◆ What to produce:
Search the data for the word "screenshot" and copy every line where it occurs.

◆ Data:
== == ==

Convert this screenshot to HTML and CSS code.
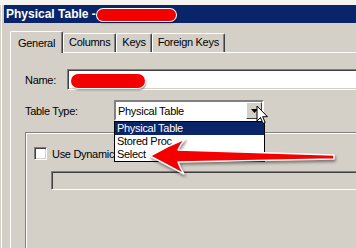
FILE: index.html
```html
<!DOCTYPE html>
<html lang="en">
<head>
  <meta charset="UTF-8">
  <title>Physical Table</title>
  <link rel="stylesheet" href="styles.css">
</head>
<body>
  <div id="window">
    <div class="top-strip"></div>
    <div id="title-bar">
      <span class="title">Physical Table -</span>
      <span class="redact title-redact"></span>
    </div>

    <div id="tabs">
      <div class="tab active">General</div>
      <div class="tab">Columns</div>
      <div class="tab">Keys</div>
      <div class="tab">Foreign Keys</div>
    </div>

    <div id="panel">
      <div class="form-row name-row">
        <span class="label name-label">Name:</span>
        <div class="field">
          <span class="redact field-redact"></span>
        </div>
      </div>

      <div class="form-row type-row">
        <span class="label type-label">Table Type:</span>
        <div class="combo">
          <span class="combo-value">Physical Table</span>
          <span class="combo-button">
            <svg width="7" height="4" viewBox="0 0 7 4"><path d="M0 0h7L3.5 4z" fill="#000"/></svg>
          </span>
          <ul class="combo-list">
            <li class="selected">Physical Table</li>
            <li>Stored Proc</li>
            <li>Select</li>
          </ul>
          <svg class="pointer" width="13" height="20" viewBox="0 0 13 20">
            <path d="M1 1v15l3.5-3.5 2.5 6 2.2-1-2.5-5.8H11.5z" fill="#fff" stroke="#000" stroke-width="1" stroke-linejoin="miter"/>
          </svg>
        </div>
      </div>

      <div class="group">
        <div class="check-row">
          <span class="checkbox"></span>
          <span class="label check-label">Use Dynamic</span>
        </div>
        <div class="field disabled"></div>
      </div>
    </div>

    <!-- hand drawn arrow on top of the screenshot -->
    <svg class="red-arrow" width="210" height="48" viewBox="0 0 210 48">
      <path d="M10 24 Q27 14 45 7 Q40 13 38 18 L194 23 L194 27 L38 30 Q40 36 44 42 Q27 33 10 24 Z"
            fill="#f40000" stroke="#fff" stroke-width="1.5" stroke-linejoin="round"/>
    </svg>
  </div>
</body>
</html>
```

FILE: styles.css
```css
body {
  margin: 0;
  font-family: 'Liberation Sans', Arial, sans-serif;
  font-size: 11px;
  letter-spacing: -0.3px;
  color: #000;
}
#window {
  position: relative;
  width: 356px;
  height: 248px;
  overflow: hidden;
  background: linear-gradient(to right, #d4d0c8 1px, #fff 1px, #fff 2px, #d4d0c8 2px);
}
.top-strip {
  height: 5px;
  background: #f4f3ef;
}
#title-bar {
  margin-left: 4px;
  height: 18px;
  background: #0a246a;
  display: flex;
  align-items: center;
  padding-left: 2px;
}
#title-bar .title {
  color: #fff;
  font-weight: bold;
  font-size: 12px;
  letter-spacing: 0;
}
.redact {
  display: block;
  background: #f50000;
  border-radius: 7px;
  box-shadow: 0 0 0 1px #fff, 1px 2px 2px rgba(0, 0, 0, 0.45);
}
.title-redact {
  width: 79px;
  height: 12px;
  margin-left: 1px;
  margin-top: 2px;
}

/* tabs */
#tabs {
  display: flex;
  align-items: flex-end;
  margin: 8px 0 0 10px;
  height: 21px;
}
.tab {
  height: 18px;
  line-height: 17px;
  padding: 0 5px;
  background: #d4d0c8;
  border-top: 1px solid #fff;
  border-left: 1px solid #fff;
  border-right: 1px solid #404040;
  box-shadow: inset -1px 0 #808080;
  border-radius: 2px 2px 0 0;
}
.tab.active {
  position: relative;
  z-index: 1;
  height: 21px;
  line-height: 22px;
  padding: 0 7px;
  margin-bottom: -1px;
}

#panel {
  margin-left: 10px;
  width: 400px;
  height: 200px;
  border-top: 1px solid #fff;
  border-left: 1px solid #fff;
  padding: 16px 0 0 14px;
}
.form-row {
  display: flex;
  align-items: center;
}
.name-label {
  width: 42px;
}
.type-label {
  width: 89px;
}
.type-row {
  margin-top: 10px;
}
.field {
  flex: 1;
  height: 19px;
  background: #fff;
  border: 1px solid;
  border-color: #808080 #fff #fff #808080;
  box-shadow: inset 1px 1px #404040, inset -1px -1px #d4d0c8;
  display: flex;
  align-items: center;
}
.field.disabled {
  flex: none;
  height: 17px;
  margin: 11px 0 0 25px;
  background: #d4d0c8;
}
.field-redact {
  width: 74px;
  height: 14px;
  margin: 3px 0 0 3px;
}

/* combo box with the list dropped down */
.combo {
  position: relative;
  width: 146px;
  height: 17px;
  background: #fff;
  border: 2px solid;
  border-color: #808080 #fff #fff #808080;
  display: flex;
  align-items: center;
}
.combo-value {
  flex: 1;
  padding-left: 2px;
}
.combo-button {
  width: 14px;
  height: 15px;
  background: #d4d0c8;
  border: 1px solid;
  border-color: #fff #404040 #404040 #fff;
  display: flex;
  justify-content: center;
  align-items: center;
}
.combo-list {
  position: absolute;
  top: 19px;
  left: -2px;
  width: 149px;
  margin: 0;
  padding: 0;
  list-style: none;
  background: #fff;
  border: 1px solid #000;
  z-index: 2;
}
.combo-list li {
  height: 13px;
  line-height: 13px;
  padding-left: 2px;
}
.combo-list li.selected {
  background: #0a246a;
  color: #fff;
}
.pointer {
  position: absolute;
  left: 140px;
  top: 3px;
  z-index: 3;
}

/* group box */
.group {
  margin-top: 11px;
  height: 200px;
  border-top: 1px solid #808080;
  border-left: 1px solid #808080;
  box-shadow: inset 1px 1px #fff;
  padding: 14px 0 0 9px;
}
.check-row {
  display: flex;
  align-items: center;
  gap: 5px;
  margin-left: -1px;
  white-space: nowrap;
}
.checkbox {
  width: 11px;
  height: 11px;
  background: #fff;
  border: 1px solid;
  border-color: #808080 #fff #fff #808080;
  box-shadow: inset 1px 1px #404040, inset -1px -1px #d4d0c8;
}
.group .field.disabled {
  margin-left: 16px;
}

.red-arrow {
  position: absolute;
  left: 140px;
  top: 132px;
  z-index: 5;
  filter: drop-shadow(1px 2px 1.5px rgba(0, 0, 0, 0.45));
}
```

== == ==

◆ Answer to the problem:
Convert this screenshot to HTML and CSS code.
    <!-- hand drawn arrow on top of the screenshot -->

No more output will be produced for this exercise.